Был ли Апдайк искренен или просто кокетничал, откликаясь на модную тему? Во всяком случае, он не перестал писать романы. Напротив, как Боборыкин, «пишет много и хорошо», с исправностью превосходно отлаженного автомата поставляя на книжный рынок роман за романом. И пусть придирчивые критики обвиняют его в мелкотемье и бесконечных самоповторах, пусть литературные недруги, давясь от злости, утверждают, что из-под его пера «страница за страницей выходит великолепно отшлифованная проза, повествующая решительно ни о чем» (Джон Оливер Килленз) 404 – пусть их… Количество изданных книг давно уже перешло в качество литературной репутации, и теперь, накануне семидесятилетнего юбилея, Апдайк по праву считается патриархом, без пяти минут классиком американской литературы.
404
Указ. изд. С. 267.
В прошлом году он вновь доказал свою дееспособность: взял да написал очередной, двадцатый по счету роман, чей перевод с волшебной оперативностью недавно появился на прилавках книжных магазинов.
В жизни каждого второго англоязычного литератора рано или поздно наступает отчаянный момент, когда, пресытившись прежними достижениями, он, подобно режиссеру из «Берегись автомобиля», решает: «А не пора ли нам, друзья, м-м… замахнуться, значит, м-м… на Уильяма, так сказать, нашего м-м-м… Шекспира?» И неудивительно: ничто так не возвышает автора в собственных глазах, как состязание с Великим Бардом, ничто так не заряжает, как энергия, одухотворяющая его бессмертные шедевры.
Вот и Джон Апдайк, которому, видимо, надоела роль прилежного бытописателя американской глубинки, вознамерился повторить успех Тома Стоппарда и перешекспирить Шекспира: рассказать о событиях, непосредственно предшествовавших действию «Гамлета». Оставив в покое своих современников, писатель отправился в Датское королевство, используя в качестве бедекера «Историю датчан» (ХII в.) Саксона Грамматика и «Трагические истории» (1576) Франсуа Бельфоре. Результатом экскурсии явилось во всех отношениях любопытное произведение – своего рода анти-«Гамлет», в котором реалистическая точность деталей, тонкий психологизм и пластическая выразительность описаний удачно сочетаются с постмодернистским пафосом деканонизации и амбивалентности.
Время действия «Гертруды и Клавдия» 405 нарочито условно: совмещает реалии раннего Средневековья и позднего Ренессанса.
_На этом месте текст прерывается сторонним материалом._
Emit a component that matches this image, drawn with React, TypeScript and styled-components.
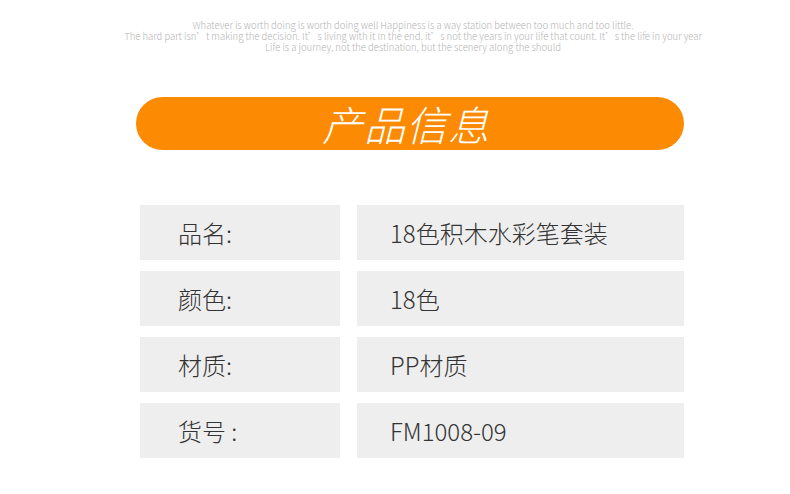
import styled, { createGlobalStyle } from "styled-components";

const GlobalStyle = createGlobalStyle`
    body {
        margin: 0;
        background: #ffffff;
        font-family: "Noto Sans", "Noto Sans CJK SC", sans-serif;
    }
`

const Page = styled.div`
    width: 790px;
    height: 494px;
    background: #ffffff;
    overflow: hidden;
`

const Motto = styled.div`
    padding: 20px 0 0 36px;
    text-align: center;
    font-family: "Noto Sans CJK SC", "Noto Sans", sans-serif;
    font-size: 9.5px;
    font-weight: 300;
    line-height: 11px;
    color: #b4b4b4;
    white-space: nowrap;
`

const Content = styled.div`
    width: 548px;
    margin: 44px 0 0 136px;
`

const Banner = styled.div`
    height: 53px;
    border-radius: 27px / 27px;
    background: #fd8a03;
    display: flex;
    align-items: center;
    justify-content: center;
`

const BannerTitle = styled.h1`
    margin: 0 0 0 -8px;
    font-family: "Noto Sans CJK SC", sans-serif;
    font-size: 41px;
    font-weight: 300;
    font-style: italic;
    color: #ffffff;
    letter-spacing: 1px;
    line-height: 1;
`

const Table = styled.div`
    margin: 55px 0 0 4px;
    display: grid;
    grid-template-columns: 200px 327px;
    grid-auto-rows: 55px;
    column-gap: 17px;
    row-gap: 11px;
`

const Cell = styled.div<{ $pad: number }>`
    background: #eeeeee;
    display: flex;
    align-items: center;
    padding-left: ${(p) => p.$pad}px;
    font-family: "Noto Sans CJK SC", sans-serif;
    font-size: 24px;
    font-weight: 300;
    color: #333333;
    white-space: pre;
`

type Row = {
    label: string
    value: string
}

const rows: Row[] = [
    { label: "品名:", value: "18色积木水彩笔套装" },
    { label: "颜色:", value: "18色" },
    { label: "材质:", value: "PP材质" },
    { label: "货号 :", value: "FM1008-09" },
]

const App = () => {
    return (
        <>
            <GlobalStyle />
            <Page>
                <Motto>
                    <div>Whatever is worth doing is worth doing well Happiness is a way station between too much and too little.</div>
                    <div>The hard part isn’t making the decision. It’s living with it In the end, it’s not the years in your life that count. It’s the life in your year</div>
                    <div>Life is a journey, not the destination, but the scenery along the should</div>
                </Motto>
                <Content>
                    <Banner>
                        <BannerTitle>产品信息</BannerTitle>
                    </Banner>
                    <Table>
                        {rows.map((row) => (
                            <>
                                <Cell key={row.label} $pad={38}>{row.label}</Cell>
                                <Cell key={row.value} $pad={33}>{row.value}</Cell>
                            </>
                        ))}
                    </Table>
                </Content>
            </Page>
        </>
    )
}

export default App;
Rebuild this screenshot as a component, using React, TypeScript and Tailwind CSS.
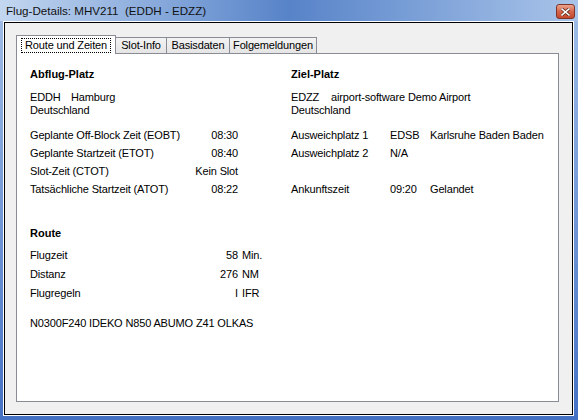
const font = "font-['Liberation_Sans',Arial,sans-serif]";

function Row({ label, value }: { label: string; value: string }) {
  return (
    <div className="flex h-[18px] w-[208px] items-center justify-between">
      <span>{label}</span>
      <span>{value}</span>
    </div>
  );
}

function RouteRow({ label, num, unit }: { label: string; num: string; unit: string }) {
  return (
    <div className="flex h-[19px] items-center">
      <span className="w-[176px]">{label}</span>
      <span className="w-[32px] text-right">{num}</span>
      <span className="ml-[4px]">{unit}</span>
    </div>
  );
}

function AltRow({ label, code, name }: { label: string; code: string; name: string }) {
  return (
    <div className="flex h-[18px] items-center">
      <span className="w-[99px]">{label}</span>
      <span className="w-[40px]">{code}</span>
      <span>{name}</span>
    </div>
  );
}

export default function App() {
  return (
    <div
      className={`flex h-[420px] w-[578px] flex-col bg-gradient-to-b from-[#a3bfe7] to-[#4571c3] ${font} text-[11px] tracking-[-0.15px] text-black`}
    >
      {/* title bar */}
      <div className="flex h-[21px] items-center justify-between bg-gradient-to-r from-[#c3d7f0] via-[#5783c8] to-[#a9c4e9] pl-[6px] pr-[3px]">
        <span className="text-[11.6px] tracking-normal text-[#111]">Flug-Details: MHV211&nbsp; (EDDH - EDZZ)</span>
        <div className="mt-[2px] flex h-[15px] w-[19px] items-center justify-center rounded-[3px] border border-[#7e3426] bg-gradient-to-b from-[#eba58f] via-[#d5654a] to-[#c4472c]">
          <svg width="9" height="8" viewBox="0 0 9 8">
            <path d="M1 1 L8 7 M8 1 L1 7" stroke="#5a2418" strokeWidth="3" strokeLinecap="square" />
            <path d="M1 1 L8 7 M8 1 L1 7" stroke="#fff" strokeWidth="1.6" strokeLinecap="square" />
          </svg>
        </div>
      </div>

      {/* client area */}
      <div className="mb-[5px] ml-[4px] mr-[5px] mt-[1px] flex flex-1 flex-col border border-black bg-[#f0f0f0] pb-[12px] pl-[11px] pr-[13px] shadow-[0_0_0_1px_#ffffff]">
        {/* tabs */}
        <div className="flex h-[30px] items-end">
          <div className="relative z-10 -mb-px flex h-[19px] w-[100px] items-center justify-center border border-b-0 border-[#898c95] bg-white">
            <span className="border border-dotted border-black px-[3px] leading-[13px]">Route und Zeiten</span>
          </div>
          <div className="flex h-[16px] w-[51px] items-center justify-center border-r border-t border-[#898c95] bg-gradient-to-b from-[#f3f3f3] to-[#e5e5e5]">
            Slot-Info
          </div>
          <div className="flex h-[16px] w-[63px] items-center justify-center border-r border-t border-[#898c95] bg-gradient-to-b from-[#f3f3f3] to-[#e5e5e5]">
            Basisdaten
          </div>
          <div className="flex h-[16px] w-[87px] items-center justify-center border-r border-t border-[#898c95] bg-gradient-to-b from-[#f3f3f3] to-[#e5e5e5]">
            Folgemeldungen
          </div>
        </div>

        {/* panel */}
        <div className="flex-1 border border-[#898c95] bg-white pl-[13px] pt-[14px] leading-[13px]">
          <div className="flex">
            {/* Abflug */}
            <div className="w-[261px]">
              <div className="h-[13px] font-bold tracking-normal">Abflug-Platz</div>
              <div className="mt-[10px]">
                <div className="flex">
                  <span className="w-[41px]">EDDH</span>
                  <span>Hamburg</span>
                </div>
                <div>Deutschland</div>
              </div>
              <div className="mt-[9px]">
                <Row label="Geplante Off-Block Zeit (EOBT)" value="08:30" />
                <Row label="Geplante Startzeit (ETOT)" value="08:40" />
                <Row label="Slot-Zeit (CTOT)" value="Kein Slot" />
                <Row label="Tatsächliche Startzeit (ATOT)" value="08:22" />
              </div>
            </div>

            {/* Ziel */}
            <div>
              <div className="h-[13px] font-bold tracking-normal">Ziel-Platz</div>
              <div className="mt-[10px]">
                <div className="flex">
                  <span className="w-[40px]">EDZZ</span>
                  <span>airport-software Demo Airport</span>
                </div>
                <div>Deutschland</div>
              </div>
              <div className="mt-[9px]">
                <AltRow label="Ausweichplatz 1" code="EDSB" name="Karlsruhe Baden Baden" />
                <AltRow label="Ausweichplatz 2" code="N/A" name="" />
                <div className="h-[18px]" />
                <AltRow label="Ankunftszeit" code="09:20" name="Gelandet" />
              </div>
            </div>
          </div>

          {/* Route */}
          <div className="mt-[29px] h-[13px] font-bold tracking-normal">Route</div>
          <div className="mt-[6px]">
            <RouteRow label="Flugzeit" num="58" unit="Min." />
            <RouteRow label="Distanz" num="276" unit="NM" />
            <RouteRow label="Flugregeln" num="I" unit="IFR" />
          </div>
          <div className="mt-[14px]">N0300F240 IDEKO N850 ABUMO Z41 OLKAS</div>
        </div>
      </div>
    </div>
  );
}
В начале романа персонажи живут в полуязыческую эпоху пиратских набегов и больше напоминают героев скандинавских саг, нежели шекспировской пьесы: пол королевского дворца устлан соломой, король Рёрик по-простецки одет в куртку из некрашеной овчины, главная героиня, став королевой, помогает служанкам стирать белье. В третьей, заключительной части персонажи одеты уже по моде XVI века – в «дублеты с узором из ромбов и многоцветные штаны-чулки асимметричной расцветки»; узурпатор Клавдий в полном соответствии с текстом трагедии приказывает палить из пушек после каждого своего возлияния, а также весьма неодобрительно отзывается о Виттенбергском университете, alma mater Гамлета, где профессора проповедуют «крамольные доктрины – гуманизм, ростовщичество, рыночные ценности, не совсем божественное происхождение власти монарха».
405
Апдайк Д. Гертруда и Клавдий: Роман / Пер. с англ. И.Г. Гуровой. М.: АСТ, 2001.